= Ernst Anton Henrik Sinding =

Norwegian mathematician

Ernst Anton Henrik Sinding (8 December 1839 – 11 January 1924) was a Norwegian school director.

==Personal life==
He was born in Larvik as a son of vicar Otto Ludvig Sinding (1809–1890) and Dorothea Magdalene Lammers. He was a brother of Elisabeth Sinding and Gustav Adolf Sinding, a nephew of Gustav Adolph Lammers and Matthias Wilhelm Sinding and a first cousin of Alfred Sinding-Larsen and the three siblings Christian, Otto and Stephan Sinding.

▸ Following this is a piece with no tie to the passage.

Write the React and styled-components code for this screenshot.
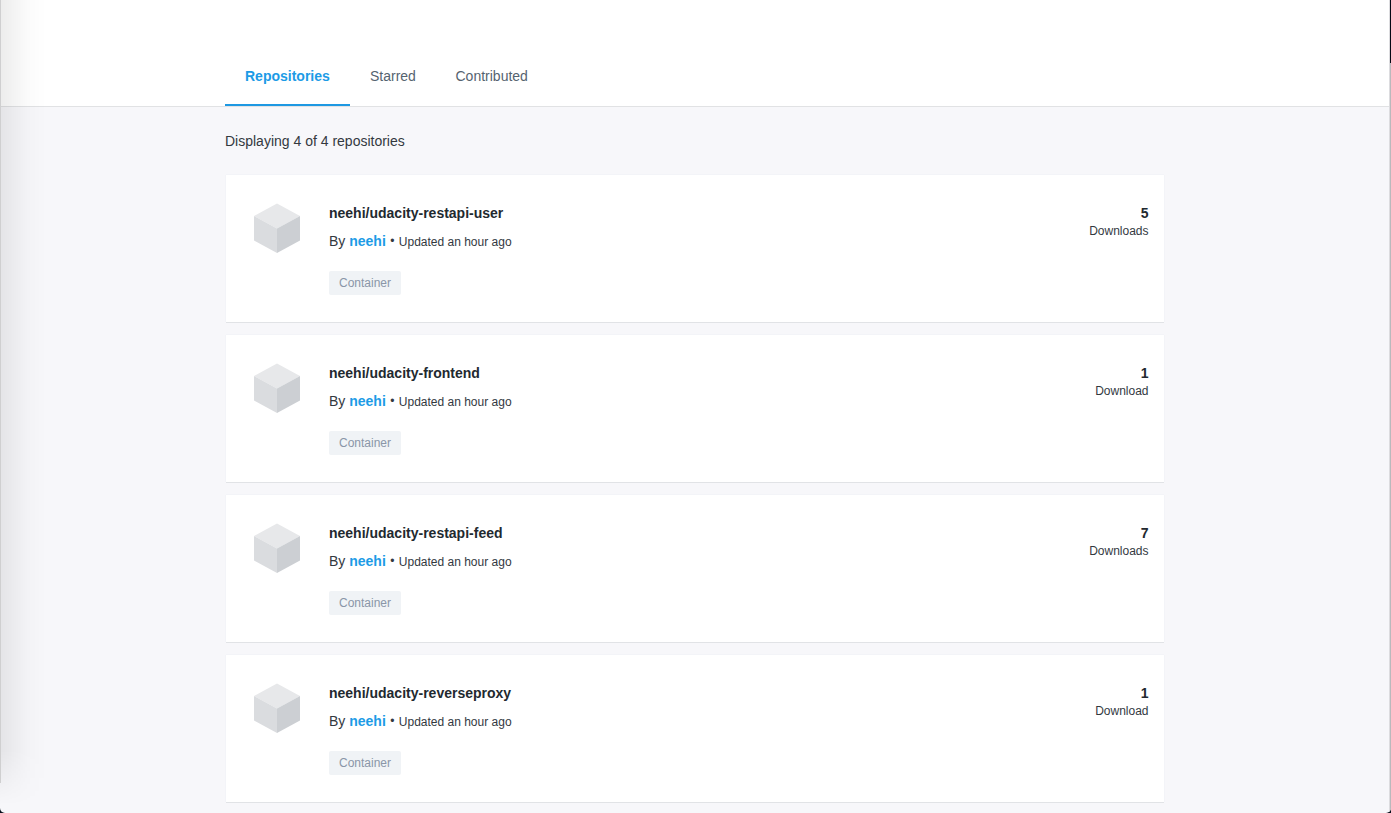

In April 1864 in Kristiania he married Alfhild Bassøe (1846–1919). Through his son Bjarne he was a grandfather of economist and statistician Thomas Sinding.

==Career==
He finished his secondary education in 1856, and graduated from university with the cand.real. degree in 1863. He worked as a teacher from 1864 to February 1873. He also worked part-time at the Royal Frederick University from 1865 t 1873. From 1873 to 1915 he was the first director of Kristiania Technical School. He also lectured in mathematics. The school was important in educating Norwegian technicians and engineers, before the Norwegian Institute of Technology had been founded (in 1910).

He was also a member of the Patent Commission, and, when it was founded, the Norwegian Industrial Property Office board from 1911 to 1921. He was a member of Kristiania city council from 1885 to 1898, and several governmental commissions. He died in January 1924 in Kristiania.